Although we're only a little beyond 9 months, I worry about hitting the 1 year mark. Other than my babylost friends and a few amazing others, almost no one seems to remember Ezra anymore. Almost no one asks how I am feeling and truly sticks around to hear the answer. Almost no one speaks my little boy's name. Will anyone remember Ezra's birthday?

I've been thinking lately that perhaps no one really asks anymore because they read this blog so they think they know how I'm feeling. I wonder if this blog has created a false sense of intimacy so that people are under the impression I've already told them how I feel. But with rare exceptions, it's only my babylost friends who comment on this blog, so I never know who in my day-to-day life is reading. Sometimes friends IRL will mention they read my blog, and it sometimes takes me by surprise because its no longer clear to me if anyone is reading. In the meantime, there's a distance that's grown into so many of my friendships, a chasm that may never again be bridged since there's no way to go back an re-live the past 9 months a different way.

If it sounds like I'm sad and bitter, I am. Many of those middle-of-the-night tears have been shed out of sadness and disappointment at relationships lost or changed immutably. These past 9 months have been the most isolating and alienating of my life.

Because I guess what no one sees because I look so good, is that to the extent possible, I now avoid social situations all together. Formerly an outgoing sociable person, I now experience such acute social anxiety at the most casual of gatherings big or small, that I prefer to just stay home. Not that we really get invited anywhere anymore anyway. My evenings and weekends consist of quiet time to myself and with David. And at this point, that's just how I like it.

Its not that I want every conversation to be about my dead baby. With those few amazing friends who have stuck by me through this entire journey, I talk about plenty of other things. I just don't want the conversation to stop the minute I say his name. Better yet, I wish someone else would say his name. I don't want the topic changed the minute I admit I'm feeling sad or anxious. Or an immediate query about whether I'm still in counseling (of course I am).

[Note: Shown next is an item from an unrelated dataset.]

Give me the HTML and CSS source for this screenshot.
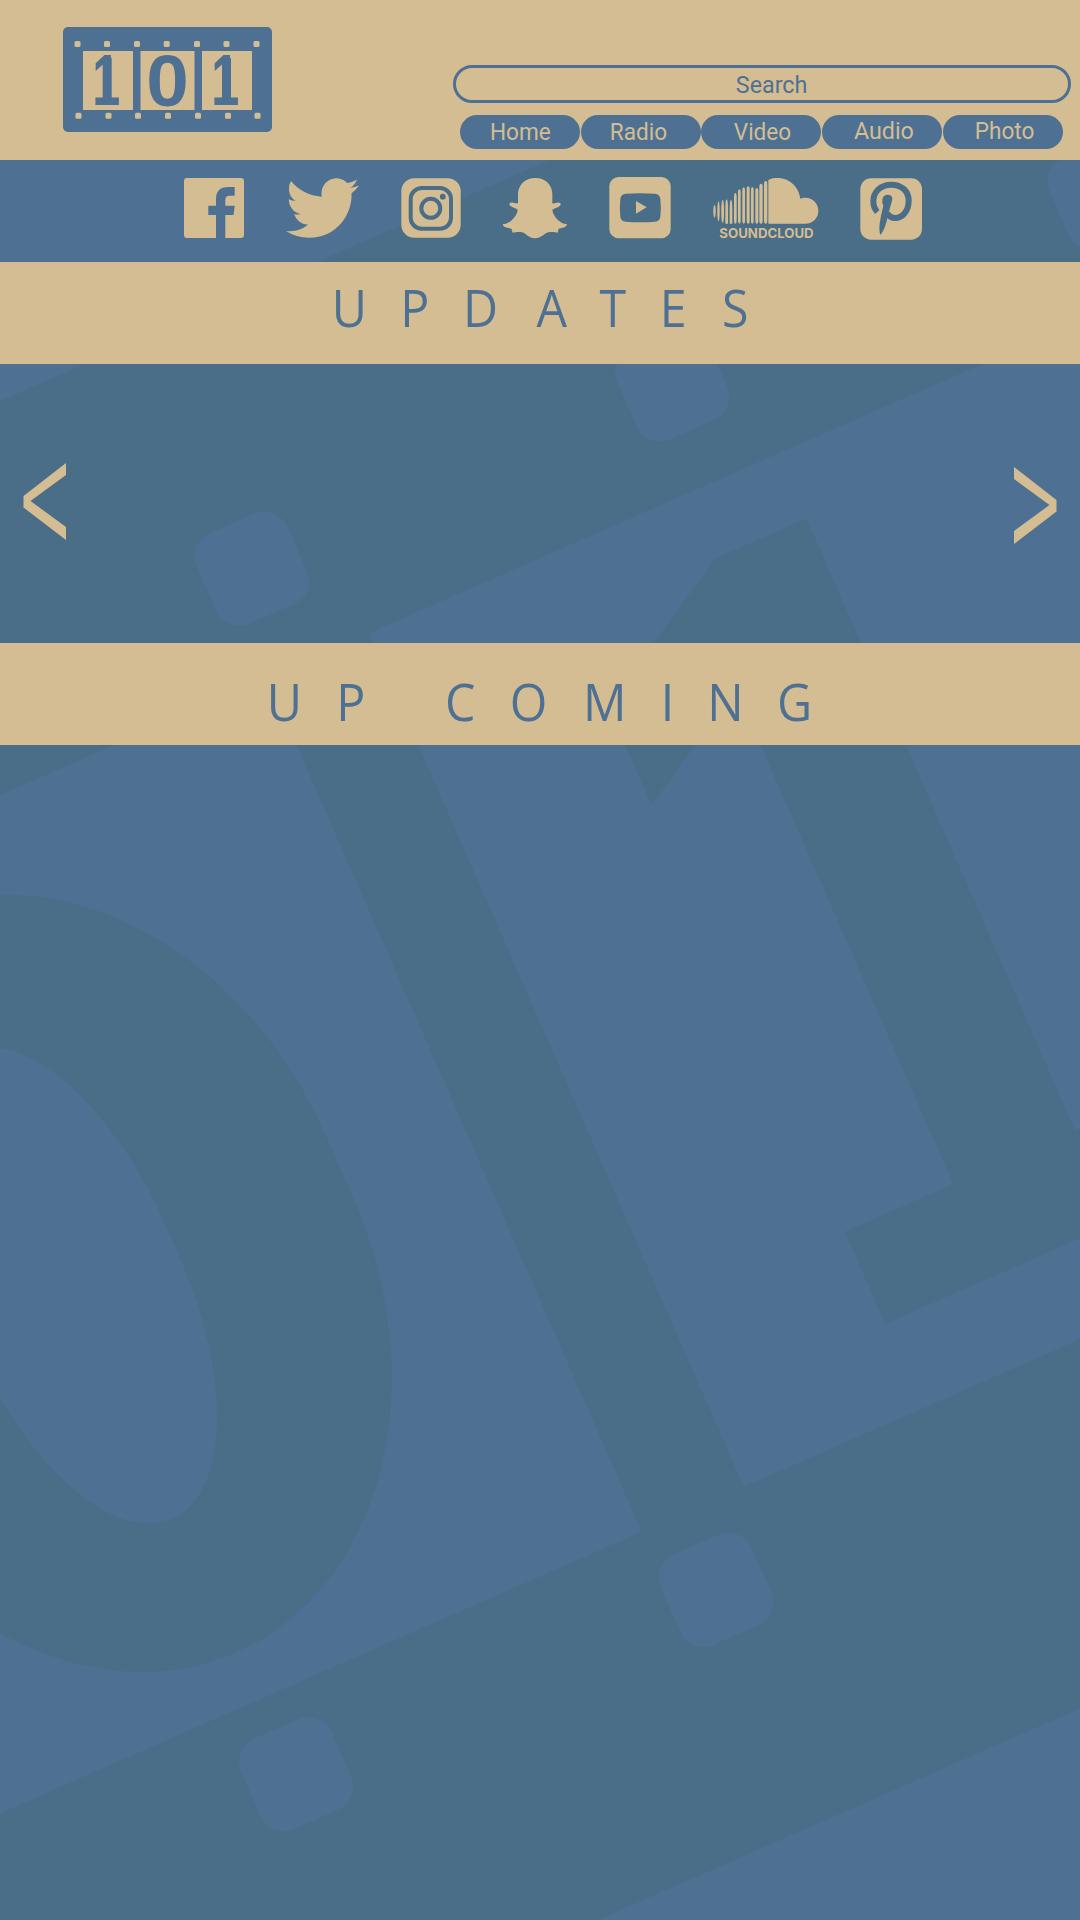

Its amazing to me how poorly people deal with the dark emotions. These days they intermingle with the light ones. I can be happy/sad. I can be calm/anxious. I'm not sure I ever envision it being any different. And no that doesn't make me clinically depressed. Every happy moment is a happy moment I have without my son. Every adventure is an adventure he's missed. And every beautiful day...he. is. still. gone.